In 1740, HMS Wager set sail as part of a British squadron bound for the Pacific, carrying 250 men into what would become one of history’s most harrowing maritime disasters. David Grann masterfully reconstructs this forgotten naval catastrophe that involved not just mutiny, but typhoid fever, scurvy, shipwreck, starvation, murder, and cannibalism. When the Wager was destroyed off the coast of South America, the survivors faced impossible choices that would test the limits of human endurance and morality. Grann reveals why this event, far more complex and scandalous than the famous Bounty mutiny, was deliberately obscured by the British Royal Navy for generations.

Key Takeaways

  • Historical disasters often reveal uncomfortable truths about human nature, leadership, and the institutions that try to control the narrative
  • Survival in extreme circumstances strips away social conventions, exposing the fragile nature of order and authority
  • The British Navy’s 18th-century practices of impressment and harsh discipline created the conditions for catastrophic failures
  • Multiple perspectives of the same events can create competing truths, making justice nearly impossible to achieve
  • Meticulous historical research can resurrect forgotten stories that challenge our understanding of the past

My Summary

When I First Picked Up This Book

I’ll be honest—when I first saw The Wager on the shelf, I almost passed it by. Another maritime disaster story? Haven’t we heard enough about mutinies and shipwrecks? But David Grann has this reputation for unearthing stories that sound impossible yet are completely true, and after devouring his previous works like Killers of the Flower Moon and The Lost City of Z, I knew I had to give this one a shot.
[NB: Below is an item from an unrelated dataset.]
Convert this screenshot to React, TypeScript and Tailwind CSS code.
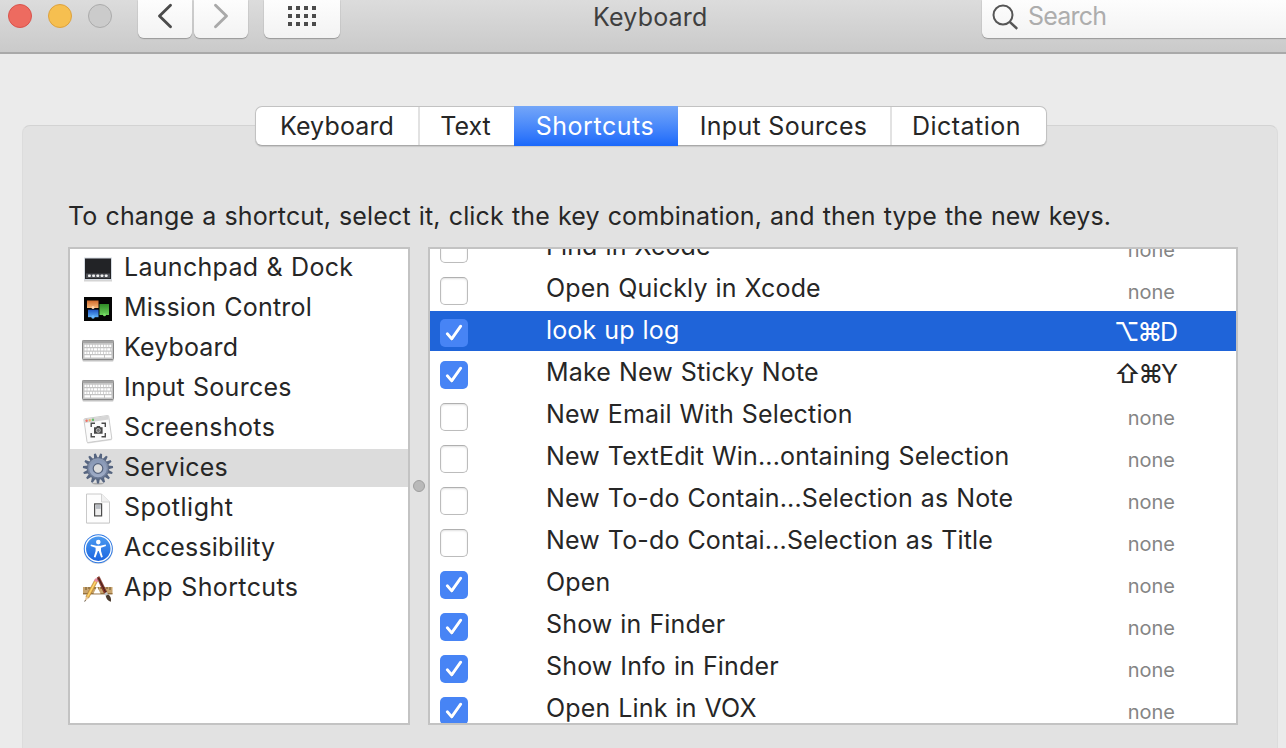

What I didn’t expect was how this book would completely consume me for days. This isn’t just a story about a ship sinking—it’s a psychological thriller wrapped in historical documentation, a meditation on power and survival, and ultimately a mystery about truth itself.

The Dream That Became a Nightmare

The story begins with David Cheap, a man who’d spent forty years at sea chasing one dream: to become a captain. In September 1740, he was serving as first lieutenant aboard HMS Centurion, second in command but not yet the captain he longed to be. The British Navy was assembling a squadron of warships for an ambitious mission—sail around Cape Horn at the southern tip of South America, enter the Pacific, and wreak havoc on Spanish colonies and trade routes.

Britain was embroiled in the War of Jenkins’ Ear (yes, that’s the actual name, stemming from a British merchant who had his ear severed by a Spanish officer). The war hadn’t gone well for Britain, and this squadron represented a chance to turn the tide and perhaps capture a treasure-laden Spanish galleon in the process.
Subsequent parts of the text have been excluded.